Hope this helps others.

Unregistered
11-05-2011, 03:22 PM
then how much is 250kpm in wpn then ?

Unregistered
11-13-2011, 08:36 AM
35 WPM would equal to how many KPH?

Unregistered
02-02-2012, 12:05 PM
35 WPM would equal to how many KPH?

then how much is 250kpm in wpn then ?

what would be the kph of 47 wpm?

are you guys that retarded?

Unregistered
03-06-2012, 07:48 AM
what would the conversion for 55-59 wpm be in kph?

Unregistered
05-08-2012, 12:28 AM
Interesting. The most recent typing test Ive taken, in addition to a little typing game online calculates me at 63 wpm. A job application I was looking at requires a 10k kph minimum. Your formula basically means that I am at 18.9k kph. WOOHA :)

Unregistered
07-30-2012, 12:23 PM
This is a piece of cake & I think everyone has made this more complicated than it is.

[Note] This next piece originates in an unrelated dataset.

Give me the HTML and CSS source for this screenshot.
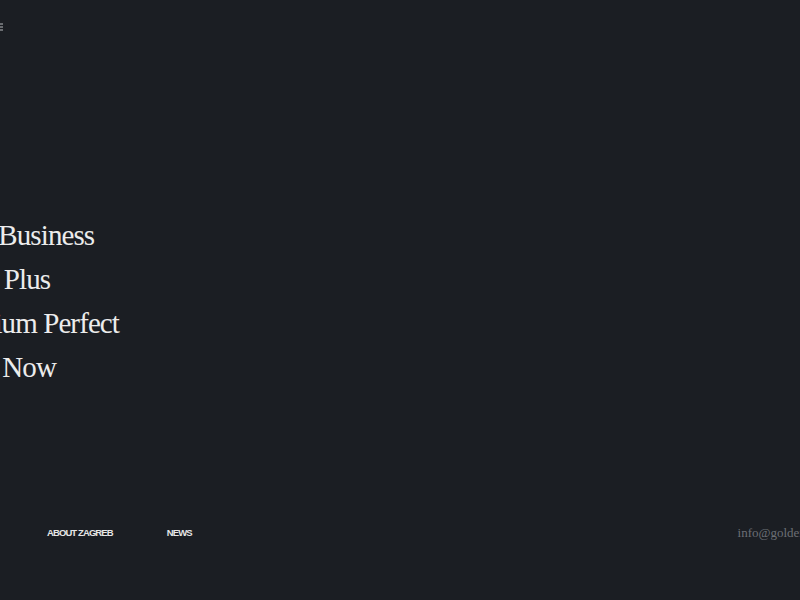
FILE: index.html
```html
<!DOCTYPE html>
<html lang="en">
<head>
<meta charset="utf-8">
<title>Golden Business Center</title>
<link rel="stylesheet" href="styles.css">
</head>
<body>
<div class="page">
  <header class="top">
    <button class="menu" aria-label="Menu">
      <svg width="18" height="8" viewBox="0 0 18 8"><path d="M0 1h18M0 4h18M0 7h18" stroke="#b9bbbf" stroke-width="1"/></svg>
    </button>
  </header>
  <main class="hero">
    <h1 class="headline">
      <span class="line">Golden Business</span>
      <span class="line">Premier Plus</span>
      <span class="line">A Premium Perfect</span>
      <span class="line">Contact Now</span>
    </h1>
  </main>
  <footer class="foot">
    <nav class="nav">
      <a href="#">ABOUT ZAGREB</a>
      <a href="#">NEWS</a>
    </nav>
    <a class="mail" href="#">info@goldenbusiness.hr</a>
  </footer>
</div>
</body>
</html>
```
FILE: styles.css
```css
html, body {
  margin: 0;
  padding: 0;
  background: #1b1e23;
}
.page {
  width: 800px;
  height: 600px;
  overflow: hidden;
  display: flex;
  flex-direction: column;
  background: #1b1e23;
}
.top {
  padding-top: 23px;
  height: 10px;
}
.menu {
  display: block;
  margin: 0 0 0 -15px;
  padding: 0;
  border: 0;
  background: none;
  line-height: 0;
}
.hero {
  margin-top: 180px;
}
.headline {
  margin: 0 0 0 -88px;
  font-family: "Liberation Serif", serif;
  font-weight: normal;
  font-size: 29px;
  line-height: 44px;
  letter-spacing: -0.9px;
  color: #ececec;
  white-space: nowrap;
}
.line {
  display: block;
}
.foot {
  margin-top: 136px;
  display: flex;
  align-items: center;
  height: 16px;
}
.nav {
  display: flex;
  gap: 54px;
  padding-left: 47px;
}
.nav a {
  font-family: "Liberation Sans", Arial, sans-serif;
  font-size: 9.5px;
  font-weight: bold;
  line-height: 16px;
  letter-spacing: -0.9px;
  color: #e6e6e6;
  text-decoration: none;
}
.mail {
  margin-left: auto;
  margin-right: -64px;
  flex-shrink: 0;
  font-family: "Liberation Serif", serif;
  font-size: 13px;
  color: #6c6f75;
  text-decoration: none;
  white-space: nowrap;
}
```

Today my score was 10369 KPH.

Let's break it down little by little.

If that's in hours and I want to know how many keystrokes that is per minute, just divide it by 60 (because there are 60 minutes in an hour). So 10369/60=172.8166666 kpM

So if it's true that 5 letters = 1 word, then just divide the keystrokes per minute by 5. 172/5=34.4 wpm

Unregistered
01-08-2013, 02:33 PM
what is key strokes per hourhanks![/QUOTE]

Unregistered
02-07-2013, 08:21 PM
If I type 30 wpm how can I convert that into kph?

08-25-2013, 01:41 AM
If I type 30 wpm how can I convert that into kph?

30 words per minute are around 9000 keystrokes per hour.

Also, there is a KPH data entry test where I am practicing my skills at GonnaType.com

Hope it helps :)

Unregistered
12-05-2013, 11:20 AM
I am trying to find out how to convert words per minute to keystrokes per hour. Any help would be great!

Thanks!

my wpm is 60 so whats my kph?

John Deo
01-16-2014, 08:30 AM
I tried Gonnatype.com's test, however due to the delay after pressing the space bar the first letters of my next words were getting cut off. I send them a message about it.... but the delay can lead to slower results if you're a very fast typist.